Self-evident human needs get in the way of human planning and the desire for a controlled outcome. What is a voting system if not a deliberately controlled outcome? As Andrew Boyd notes without a trace of irony or concern, the Democrats and the Republicans seek an electoral system in which the choice is entirely binary, as any tertiary choice means someone in the previously binary side faces a greater chance of losing. When voting is a zero-sum game, the only rational option is to restrict participation as much as possible, the better to insure the outcome.

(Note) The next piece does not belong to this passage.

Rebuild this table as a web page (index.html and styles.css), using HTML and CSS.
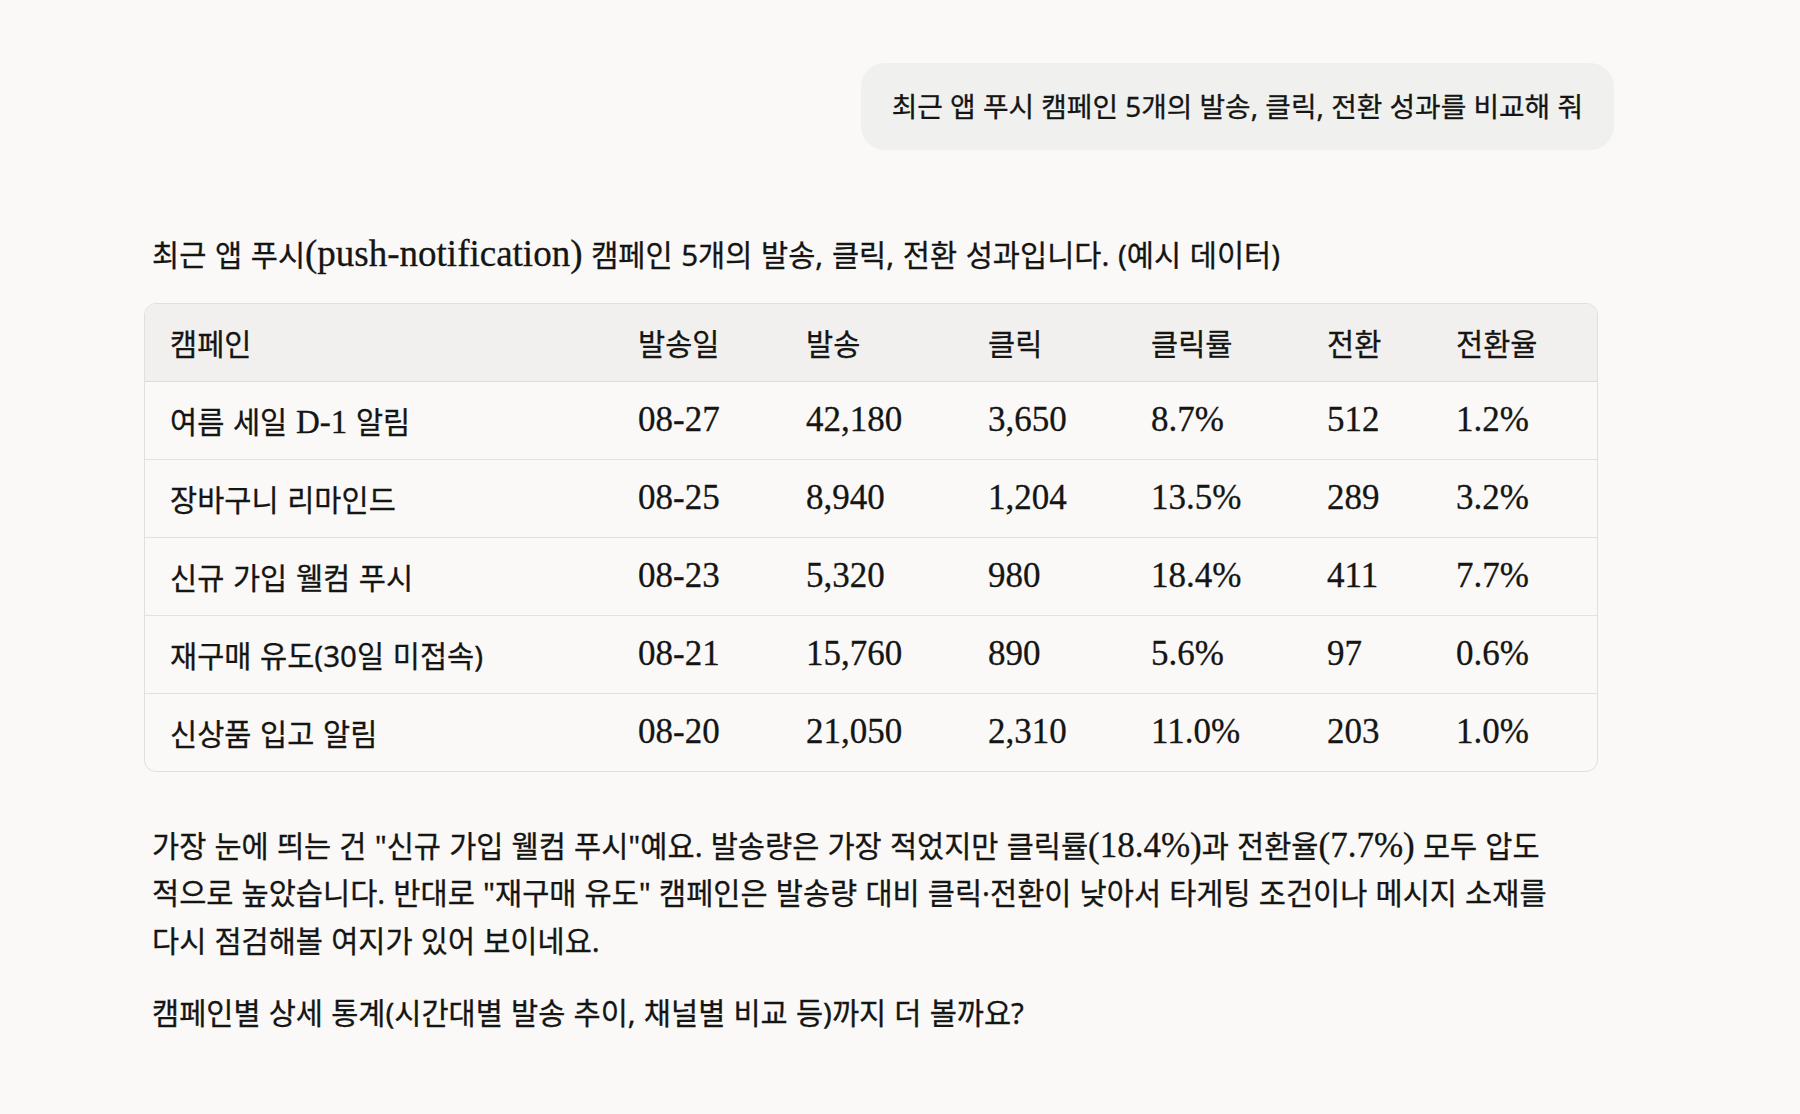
FILE: index.html
```html
<!DOCTYPE html>
<html lang="ko">
<head>
<meta charset="utf-8">
<title>앱 푸시 캠페인 성과</title>
<link rel="stylesheet" href="styles.css">
</head>
<body>
<div class="page">
  <div class="user-row">
    <div class="bubble">최근 앱 푸시 캠페인 5개의 발송, 클릭, 전환 성과를 비교해 줘</div>
  </div>
  <div class="answer">
    <p class="intro">최근 앱 푸시<span class="lat lg">(push-notification)</span> 캠페인 5개의 발송, 클릭, 전환 성과입니다. (예시 데이터)</p>
    <div class="table-wrap">
      <table class="data">
        <colgroup>
          <col class="c1"><col class="c2"><col class="c3"><col class="c4"><col class="c5"><col class="c6"><col class="c7">
        </colgroup>
        <thead>
          <tr><th>캠페인</th><th>발송일</th><th>발송</th><th>클릭</th><th>클릭률</th><th>전환</th><th>전환율</th></tr>
        </thead>
        <tbody>
          <tr><td>여름 세일 <span class="lat sm">D-1</span> 알림</td><td class="num">08-27</td><td class="num">42,180</td><td class="num">3,650</td><td class="num">8.7%</td><td class="num">512</td><td class="num">1.2%</td></tr>
          <tr><td>장바구니 리마인드</td><td class="num">08-25</td><td class="num">8,940</td><td class="num">1,204</td><td class="num">13.5%</td><td class="num">289</td><td class="num">3.2%</td></tr>
          <tr><td>신규 가입 웰컴 푸시</td><td class="num">08-23</td><td class="num">5,320</td><td class="num">980</td><td class="num">18.4%</td><td class="num">411</td><td class="num">7.7%</td></tr>
          <tr><td>재구매 유도(30일 미접속)</td><td class="num">08-21</td><td class="num">15,760</td><td class="num">890</td><td class="num">5.6%</td><td class="num">97</td><td class="num">0.6%</td></tr>
          <tr><td>신상품 입고 알림</td><td class="num">08-20</td><td class="num">21,050</td><td class="num">2,310</td><td class="num">11.0%</td><td class="num">203</td><td class="num">1.0%</td></tr>
        </tbody>
      </table>
    </div>
    <p class="para first">가장 눈에 띄는 건 "신규 가입 웰컴 푸시"예요. 발송량은 가장 적었지만 클릭률<span class="lat">(18.4%)</span>과 전환율<span class="lat">(7.7%)</span> 모두 압도적으로 높았습니다. 반대로 "재구매 유도" 캠페인은 발송량 대비 클릭·전환이 낮아서 타게팅 조건이나 메시지 소재를 다시 점검해볼 여지가 있어 보이네요.</p>
    <p class="para">캠페인별 상세 통계(시간대별 발송 추이, 채널별 비교 등)까지 더 볼까요?</p>
  </div>
</div>
</body>
</html>
```

FILE: styles.css
```css
html, body {
  margin: 0;
  padding: 0;
}

body {
  background: #faf9f7;
  color: #151514;
  font-family: "Noto Sans", "Noto Sans CJK KR", sans-serif;
  font-size: 29.5px;
  font-weight: 400;
  -webkit-text-stroke: 0.3px currentColor;
}

.page {
  padding-top: 63px;
}

.user-row {
  display: flex;
  justify-content: flex-end;
  width: 1614px;
}

.bubble {
  background: #f0f0ee;
  border-radius: 24px;
  padding: 22px 31px;
  font-size: 27.8px;
  line-height: 43px;
}

.answer {
  margin-left: 152px;
  width: 1446px;
}

.intro {
  margin: 81px 0 0;
  line-height: 47.5px;
  word-spacing: 1px;
}

.lat,
.data td.num {
  font-family: "Liberation Serif", "Times New Roman", serif;
  font-size: 35px;
  font-weight: normal;
}

.lat {
  line-height: 1;
}

.lat.sm {
  font-size: 33px;
}

.lat.lg {
  font-size: 37px;
}

.table-wrap {
  margin: 24px 0 0 -8px;
  width: 1452px;
  border: 1px solid #e0dfdc;
  border-radius: 12px;
  overflow: hidden;
}

.data {
  width: 100%;
  border-collapse: separate;
  border-spacing: 0;
  table-layout: fixed;
}

.c1 { width: 468px; }
.c2 { width: 168px; }
.c3 { width: 182px; }
.c4 { width: 163px; }
.c5 { width: 176px; }
.c6 { width: 129px; }
.c7 { width: 166px; }

.data th,
.data td {
  box-sizing: border-box;
  height: 78px;
  padding: 0 0 0 25px;
  text-align: left;
  font-weight: 400;
  vertical-align: middle;
  border-bottom: 1px solid #e3e2df;
  word-spacing: 1px;
  white-space: nowrap;
}

.data thead th {
  background: #f1f0ee;
  border-bottom-color: #dcdbd8;
}

.data tbody tr:last-child td {
  border-bottom: none;
  height: 77px;
}

.para {
  width: 1405px;
  margin: 25px 0 0;
  line-height: 47.5px;
  word-spacing: 0.5px;
}

.para.first {
  margin-top: 50px;
}
```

But when we press the system even further, and insist the results represent the absolute preference of a group, rather than the outcome the system is designed to provide, we are expressing the desire for a human system that will produce a non-human outcome.

Oddly enough, we keep calling that desired outcome "Paradise." Which may be why Jesus of Nazareth proclaimed the kingdom of God, and invited into it everyone from the ditches and the hedgerows and the alleys, all the people who never get invited in the first place. He declared it radically inclusive, while we focus only on exclusion, only on those whose thinking or worship or practice we like. Maybe that's why we keep turning that kingdom into the sweet bye and bye, and go on living out our quotidian days dreaming of perfection. One is oddly human, the other oddly inhuman. And yet which do we really crave?